-- START GIVEN MATERIAL --
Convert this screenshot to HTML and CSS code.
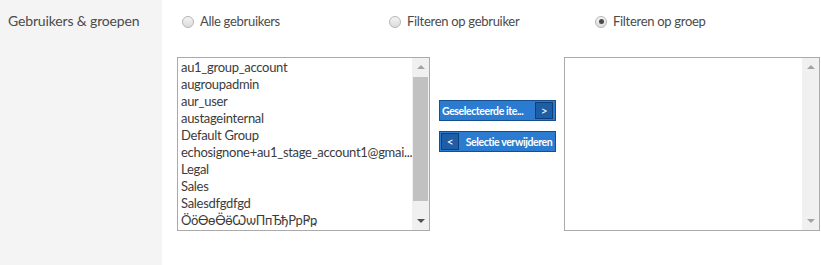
FILE: index.html
```html
<html>
    <head>
        <title>Gebruikers & groepen</title>
        <link rel="stylesheet" href="styles.css">
    </head>
    <body>
        <div id="panel">
            <div class="side">
                <span class="side-label">Gebruikers &amp; groepen</span>
            </div>
            <div class="main">
                <div class="radios">
                    <label class="radio"><span class="dot"></span>Alle gebruikers</label>
                    <label class="radio"><span class="dot"></span>Filteren op gebruiker</label>
                    <label class="radio"><span class="dot checked"></span>Filteren op groep</label>
                </div>
                <div class="lists">
                    <div class="listbox source">
                        <div class="items">
                            <div class="item">au1_group_account</div>
                            <div class="item">augroupadmin</div>
                            <div class="item">aur_user</div>
                            <div class="item">austageinternal</div>
                            <div class="item">Default Group</div>
                            <div class="item">echosignone+au1_stage_account1@gmai...</div>
                            <div class="item">Legal</div>
                            <div class="item">Sales</div>
                            <div class="item">Salesdfgdfgd</div>
                            <div class="item">ÖöѲѳѲ̈ѳ̈ѠѡПпЂђРрҎҏ</div>
                        </div>
                        <div class="scrollbar">
                            <span class="arrow up"></span>
                            <div class="track"><div class="thumb"></div></div>
                            <span class="arrow down"></span>
                        </div>
                    </div>
                    <div class="buttons">
                        <div class="btn">
                            <span class="btn-text">Geselecteerde ite...</span>
                            <span class="btn-arrow">&gt;</span>
                        </div>
                        <div class="btn">
                            <span class="btn-arrow">&lt;</span>
                            <span class="btn-text centered">Selectie verwijderen</span>
                        </div>
                    </div>
                    <div class="listbox target">
                        <div class="items"></div>
                        <div class="scrollbar light">
                            <span class="arrow up"></span>
                            <div class="track"></div>
                            <span class="arrow down"></span>
                        </div>
                    </div>
                </div>
            </div>
        </div>
    </body>
</html>
```

FILE: styles.css
```css
body {
    margin: 0;
    background-color: #fff;
    font-family: "Source Sans Pro", Lato, "Open Sans", sans-serif;
    color: #4b4b4b;
}
#panel {
    display: flex;
    height: 265px;
}
.side {
    width: 162px;
    background-color: #f4f4f4;
    padding: 12px 0 0 8px;
    box-sizing: border-box;
}
.side-label {
    font-size: 14px;
    letter-spacing: -0.15px;
}
.main {
    flex: 1;
    padding: 13px 0 0 15px;
}
.radios {
    display: grid;
    grid-template-columns: 207px 206px auto;
    padding-left: 5px;
    font-size: 13px;
    line-height: 17px;
    letter-spacing: -0.3px;
}
.radio {
    display: flex;
    align-items: center;
}
.dot {
    width: 12px;
    height: 12px;
    border: 1px solid #b5b5b5;
    border-radius: 50%;
    background: linear-gradient(#f4f4f4, #dcdcdc);
    margin-right: 6px;
    box-sizing: border-box;
    display: flex;
    align-items: center;
    justify-content: center;
}
.dot.checked::after {
    content: "";
    width: 5px;
    height: 5px;
    border-radius: 50%;
    background-color: #4a4a4a;
}
.lists {
    display: flex;
    align-items: flex-start;
    margin-top: 27px;
}
.listbox {
    display: flex;
    height: 174px;
    border: 1px solid #aaa;
    box-sizing: border-box;
    background-color: #fff;
}
.source {
    width: 253px;
}
.target {
    width: 256px;
}
.items {
    flex: 1;
    overflow: hidden;
    padding: 1px 0 0 3px;
    font-size: 13px;
    line-height: 17px;
    letter-spacing: -0.3px;
    color: #3c3c3c;
}
.item {
    white-space: nowrap;
}
.scrollbar {
    width: 17px;
    background-color: #f0f0f0;
    display: flex;
    flex-direction: column;
    align-items: center;
}
.track {
    flex: 1;
    width: 100%;
}
.thumb {
    margin: 1px 0 0 1px;
    width: 15px;
    height: 124px;
    background-color: #c1c1c1;
}
.arrow {
    width: 0;
    height: 0;
    margin: 7px 0;
    border-left: 4px solid transparent;
    border-right: 4px solid transparent;
}
.arrow.up {
    border-bottom: 4px solid #a3a3a3;
}
.arrow.down {
    border-top: 4px solid #505050;
}
.light .arrow.down {
    border-top-color: #a3a3a3;
}
.buttons {
    display: flex;
    flex-direction: column;
    gap: 10px;
    margin: 43px 8px 0 9px;
}
.btn {
    display: flex;
    align-items: center;
    width: 117px;
    height: 21px;
    box-sizing: border-box;
    border: 1px solid #164f8e;
    background-color: #2b7bd0;
    color: #fff;
    font-size: 10.5px;
    font-weight: bold;
    letter-spacing: -0.4px;
    cursor: pointer;
}
.btn-text {
    flex: 1;
    padding-left: 2px;
    white-space: nowrap;
}
.btn-text.centered {
    text-align: center;
}
.btn-arrow {
    width: 18px;
    height: 17px;
    margin: 0 2px 0 1px;
    box-sizing: border-box;
    border: 1px solid #0e3f78;
    background-color: #1e5ea6;
    text-align: center;
    line-height: 15px;
    font-size: 12px;
    font-weight: normal;
}
```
-- END GIVEN MATERIAL --
EXERCISE PROMPT ▸ Quote the data exactly, leaving every image out of the copy.

RESULT ▸
Convert this screenshot to HTML and CSS code.
FILE: index.html
```html
<html>
    <head>
        <title>Gebruikers & groepen</title>
        <link rel="stylesheet" href="styles.css">
    </head>
    <body>
        <div id="panel">
            <div class="side">
                <span class="side-label">Gebruikers &amp; groepen</span>
            </div>
            <div class="main">
                <div class="radios">
                    <label class="radio"><span class="dot"></span>Alle gebruikers</label>
                    <label class="radio"><span class="dot"></span>Filteren op gebruiker</label>
                    <label class="radio"><span class="dot checked"></span>Filteren op groep</label>
                </div>
                <div class="lists">
                    <div class="listbox source">
                        <div class="items">
                            <div class="item">au1_group_account</div>
                            <div class="item">augroupadmin</div>
                            <div class="item">aur_user</div>
                            <div class="item">austageinternal</div>
                            <div class="item">Default Group</div>
                            <div class="item">echosignone+au1_stage_account1@gmai...</div>
                            <div class="item">Legal</div>
                            <div class="item">Sales</div>
                            <div class="item">Salesdfgdfgd</div>
                            <div class="item">ÖöѲѳѲ̈ѳ̈ѠѡПпЂђРрҎҏ</div>
                        </div>
                        <div class="scrollbar">
                            <span class="arrow up"></span>
                            <div class="track"><div class="thumb"></div></div>
                            <span class="arrow down"></span>
                        </div>
                    </div>
                    <div class="buttons">
                        <div class="btn">
                            <span class="btn-text">Geselecteerde ite...</span>
                            <span class="btn-arrow">&gt;</span>
                        </div>
                        <div class="btn">
                            <span class="btn-arrow">&lt;</span>
                            <span class="btn-text centered">Selectie verwijderen</span>
                        </div>
                    </div>
                    <div class="listbox target">
                        <div class="items"></div>
                        <div class="scrollbar light">
                            <span class="arrow up"></span>
                            <div class="track"></div>
                            <span class="arrow down"></span>
                        </div>
                    </div>
                </div>
            </div>
        </div>
    </body>
</html>
```

FILE: styles.css
```css
body {
    margin: 0;
    background-color: #fff;
    font-family: "Source Sans Pro", Lato, "Open Sans", sans-serif;
    color: #4b4b4b;
}
#panel {
    display: flex;
    height: 265px;
}
.side {
    width: 162px;
    background-color: #f4f4f4;
    padding: 12px 0 0 8px;
    box-sizing: border-box;
}
.side-label {
    font-size: 14px;
    letter-spacing: -0.15px;
}
.main {
    flex: 1;
    padding: 13px 0 0 15px;
}
.radios {
    display: grid;
    grid-template-columns: 207px 206px auto;
    padding-left: 5px;
    font-size: 13px;
    line-height: 17px;
    letter-spacing: -0.3px;
}
.radio {
    display: flex;
    align-items: center;
}
.dot {
    width: 12px;
    height: 12px;
    border: 1px solid #b5b5b5;
    border-radius: 50%;
    background: linear-gradient(#f4f4f4, #dcdcdc);
    margin-right: 6px;
    box-sizing: border-box;
    display: flex;
    align-items: center;
    justify-content: center;
}
.dot.checked::after {
    content: "";
    width: 5px;
    height: 5px;
    border-radius: 50%;
    background-color: #4a4a4a;
}
.lists {
    display: flex;
    align-items: flex-start;
    margin-top: 27px;
}
.listbox {
    display: flex;
    height: 174px;
    border: 1px solid #aaa;
    box-sizing: border-box;
    background-color: #fff;
}
.source {
    width: 253px;
}
.target {
    width: 256px;
}
.items {
    flex: 1;
    overflow: hidden;
    padding: 1px 0 0 3px;
    font-size: 13px;
    line-height: 17px;
    letter-spacing: -0.3px;
    color: #3c3c3c;
}
.item {
    white-space: nowrap;
}
.scrollbar {
    width: 17px;
    background-color: #f0f0f0;
    display: flex;
    flex-direction: column;
    align-items: center;
}
.track {
    flex: 1;
    width: 100%;
}
.thumb {
    margin: 1px 0 0 1px;
    width: 15px;
    height: 124px;
    background-color: #c1c1c1;
}
.arrow {
    width: 0;
    height: 0;
    margin: 7px 0;
    border-left: 4px solid transparent;
    border-right: 4px solid transparent;
}
.arrow.up {
    border-bottom: 4px solid #a3a3a3;
}
.arrow.down {
    border-top: 4px solid #505050;
}
.light .arrow.down {
    border-top-color: #a3a3a3;
}
.buttons {
    display: flex;
    flex-direction: column;
    gap: 10px;
    margin: 43px 8px 0 9px;
}
.btn {
    display: flex;
    align-items: center;
    width: 117px;
    height: 21px;
    box-sizing: border-box;
    border: 1px solid #164f8e;
    background-color: #2b7bd0;
    color: #fff;
    font-size: 10.5px;
    font-weight: bold;
    letter-spacing: -0.4px;
    cursor: pointer;
}
.btn-text {
    flex: 1;
    padding-left: 2px;
    white-space: nowrap;
}
.btn-text.centered {
    text-align: center;
}
.btn-arrow {
    width: 18px;
    height: 17px;
    margin: 0 2px 0 1px;
    box-sizing: border-box;
    border: 1px solid #0e3f78;
    background-color: #1e5ea6;
    text-align: center;
    line-height: 15px;
    font-size: 12px;
    font-weight: normal;
}
```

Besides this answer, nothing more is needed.